::: DATA SHOWN :::

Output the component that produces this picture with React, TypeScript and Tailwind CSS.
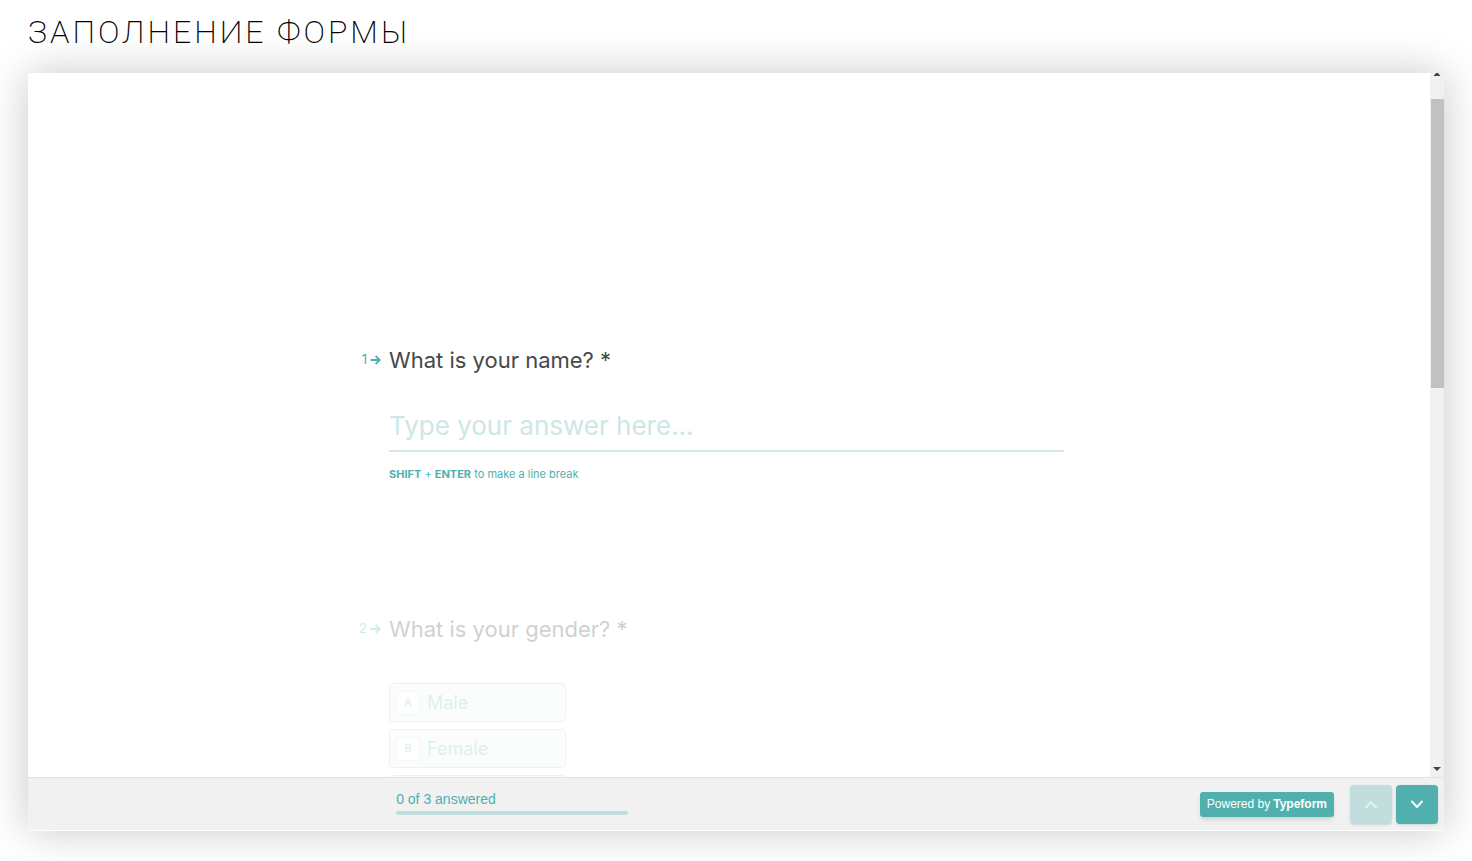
import { useState } from "react";
import type { ReactNode } from "react";

function QuestionArrow() {
  return (
    <svg viewBox="0 0 11 10" className="h-[10px] w-[11px]" fill="none" stroke="currentColor" strokeWidth="1.8" aria-hidden="true">
      <path d="M0.5 5H9.5M5.6 1L9.7 5L5.6 9" />
    </svg>
  );
}

function Chevron({ down = false }: { down?: boolean }) {
  return (
    <svg viewBox="0 0 14 9" className="h-[9px] w-[14px]" fill="none" stroke="currentColor" strokeWidth="2" aria-hidden="true">
      <path d={down ? "M1.5 1L7 7L12.5 1" : "M1.5 8L7 2L12.5 8"} />
    </svg>
  );
}

function Question({ number, title, children }: { number: number; title: ReactNode; children: ReactNode }) {
  return (
    <div className="flex gap-2">
      <div className="flex h-8 w-[25px] shrink-0 items-center justify-end gap-[3px] text-[13px] text-[#4fb0ae]">
        <span>{number}</span>
        <QuestionArrow />
      </div>
      <div className="min-w-0 flex-1">
        {title}
        {children}
      </div>
    </div>
  );
}

function Choice({ letter, label }: { letter: string; label: string }) {
  return (
    <button type="button" className="flex h-[39px] w-[177px] shrink-0 items-center gap-[7px] rounded border border-[#a5d6d4] bg-[#f1fafa] px-[6px] text-left text-lg text-[#79c4c2]">
      <span className="flex size-6 items-center justify-center rounded-sm border border-[#c9e5e4] bg-white text-[11px] font-medium">{letter}</span>
      {label}
    </button>
  );
}

function Scrollbar() {
  return (
    <div className="flex w-[14px] shrink-0 flex-col items-center bg-[#f1f1f1] text-[#454545]" aria-hidden="true">
      <svg viewBox="0 0 8 4" className="h-1 w-2 shrink-0" fill="currentColor">
        <path d="M0.5 3L3 0H5L7.5 3Z" />
      </svg>
      <div className="mt-[22px] h-[41%] w-[13px] self-end bg-[#c1c1c1]" />
      <svg viewBox="0 0 8 4" className="mt-auto mb-[6px] h-1 w-2 shrink-0" fill="currentColor">
        <path d="M0 0H8L4 4Z" />
      </svg>
    </div>
  );
}

export default function App() {
  const [name, setName] = useState("");

  return (
    <div className="flex h-screen flex-col overflow-hidden bg-white px-7 pb-[30px] font-['Inter',sans-serif]">
      <h1 className="flex h-[73px] shrink-0 items-start pt-3 font-['Roboto',sans-serif] text-[32px] leading-10 font-extralight tracking-[3px] text-black">
        ЗАПОЛНЕНИЕ ФОРМЫ
      </h1>

      <main className="flex min-h-0 flex-1 flex-col border-b border-white bg-white shadow-[0_0_40px_rgba(0,0,0,0.22)]">
        <div className="flex min-h-0 flex-1">
          <form className="min-w-0 flex-1 overflow-hidden pt-[271px]" onSubmit={(e) => e.preventDefault()}>
            <div className="mx-auto w-full max-w-[746px] pr-[38px]">
              <Question
                number={1}
                title={
                  <label htmlFor="name" className="block text-[22px] leading-8 text-[#484848]">
                    What is your name? *
                  </label>
                }
              >
                <input
                  id="name"
                  type="text"
                  value={name}
                  onChange={(e) => setName(e.target.value)}
                  placeholder="Type your answer here..."
                  className="mt-[26px] block h-[50px] w-full border-b-2 border-[#d5ebea] bg-transparent pb-[2px] text-[26px] text-[#4fb0ae] outline-none placeholder:text-[#cde7e6]"
                />
                <p className="mt-[14px] text-[11px] leading-4 text-[#4fb0ae]">
                  <b>SHIFT</b> + <b>ENTER</b> to make a line break
                </p>
              </Question>

              <div className="mt-[131px] opacity-25">
                <Question number={2} title={<h2 className="text-[22px] leading-8 text-[#484848]">What is your gender? *</h2>}>
                  <div className="mt-[38px] flex flex-col gap-[7px]">
                    <Choice letter="A" label="Male" />
                    <Choice letter="B" label="Female" />
                    <div className="h-[39px] w-[177px] rounded border border-[#a5d6d4] bg-[#f1fafa]" />
                  </div>
                </Question>
              </div>
            </div>
          </form>
          <Scrollbar />
        </div>

        <footer className="flex h-[53px] shrink-0 items-center border-t border-[#e2e2e2] bg-[#f1f1f1] pr-[6px] pl-[26%] font-['Liberation_Sans',Arial,sans-serif]">
          <div className="mr-auto w-[232px] pb-1">
            <p className="text-sm leading-5 text-[#4fb0ae]">0 of 3 answered</p>
            <div className="mt-[2px] h-1 rounded-sm bg-[#c1dddd]" />
          </div>
          <a href="#typeform" className="flex h-[25px] shrink-0 items-center gap-[3px] rounded-[3px] bg-[#4fb0ae] px-[7px] text-xs text-white shadow-md">
            Powered by <b>Typeform</b>
          </a>
          <div className="ml-4 flex shrink-0 gap-1">
            <button type="button" aria-label="Previous question" className="flex h-[39px] w-[42px] items-center justify-center rounded bg-[#c1dddd] text-[#e4f1f1] shadow-sm">
              <Chevron />
            </button>
            <button type="button" aria-label="Next question" className="flex h-[39px] w-[42px] items-center justify-center rounded bg-[#4fb0ae] text-white shadow-sm">
              <Chevron down />
            </button>
          </div>
        </footer>
      </main>
    </div>
  );
}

:::

WRITTEN TASK:
Would you reproduce the lines above, from the very first through the line containing "const [name, setName]", exactly and without the pictures?

TASK RESULT:
Output the component that produces this picture with React, TypeScript and Tailwind CSS.
import { useState } from "react";
import type { ReactNode } from "react";

function QuestionArrow() {
  return (
    <svg viewBox="0 0 11 10" className="h-[10px] w-[11px]" fill="none" stroke="currentColor" strokeWidth="1.8" aria-hidden="true">
      <path d="M0.5 5H9.5M5.6 1L9.7 5L5.6 9" />
    </svg>
  );
}

function Chevron({ down = false }: { down?: boolean }) {
  return (
    <svg viewBox="0 0 14 9" className="h-[9px] w-[14px]" fill="none" stroke="currentColor" strokeWidth="2" aria-hidden="true">
      <path d={down ? "M1.5 1L7 7L12.5 1" : "M1.5 8L7 2L12.5 8"} />
    </svg>
  );
}

function Question({ number, title, children }: { number: number; title: ReactNode; children: ReactNode }) {
  return (
    <div className="flex gap-2">
      <div className="flex h-8 w-[25px] shrink-0 items-center justify-end gap-[3px] text-[13px] text-[#4fb0ae]">
        <span>{number}</span>
        <QuestionArrow />
      </div>
      <div className="min-w-0 flex-1">
        {title}
        {children}
      </div>
    </div>
  );
}

function Choice({ letter, label }: { letter: string; label: string }) {
  return (
    <button type="button" className="flex h-[39px] w-[177px] shrink-0 items-center gap-[7px] rounded border border-[#a5d6d4] bg-[#f1fafa] px-[6px] text-left text-lg text-[#79c4c2]">
      <span className="flex size-6 items-center justify-center rounded-sm border border-[#c9e5e4] bg-white text-[11px] font-medium">{letter}</span>
      {label}
    </button>
  );
}

function Scrollbar() {
  return (
    <div className="flex w-[14px] shrink-0 flex-col items-center bg-[#f1f1f1] text-[#454545]" aria-hidden="true">
      <svg viewBox="0 0 8 4" className="h-1 w-2 shrink-0" fill="currentColor">
        <path d="M0.5 3L3 0H5L7.5 3Z" />
      </svg>
      <div className="mt-[22px] h-[41%] w-[13px] self-end bg-[#c1c1c1]" />
      <svg viewBox="0 0 8 4" className="mt-auto mb-[6px] h-1 w-2 shrink-0" fill="currentColor">
        <path d="M0 0H8L4 4Z" />
      </svg>
    </div>
  );
}

export default function App() {
  const [name, setName] = useState("");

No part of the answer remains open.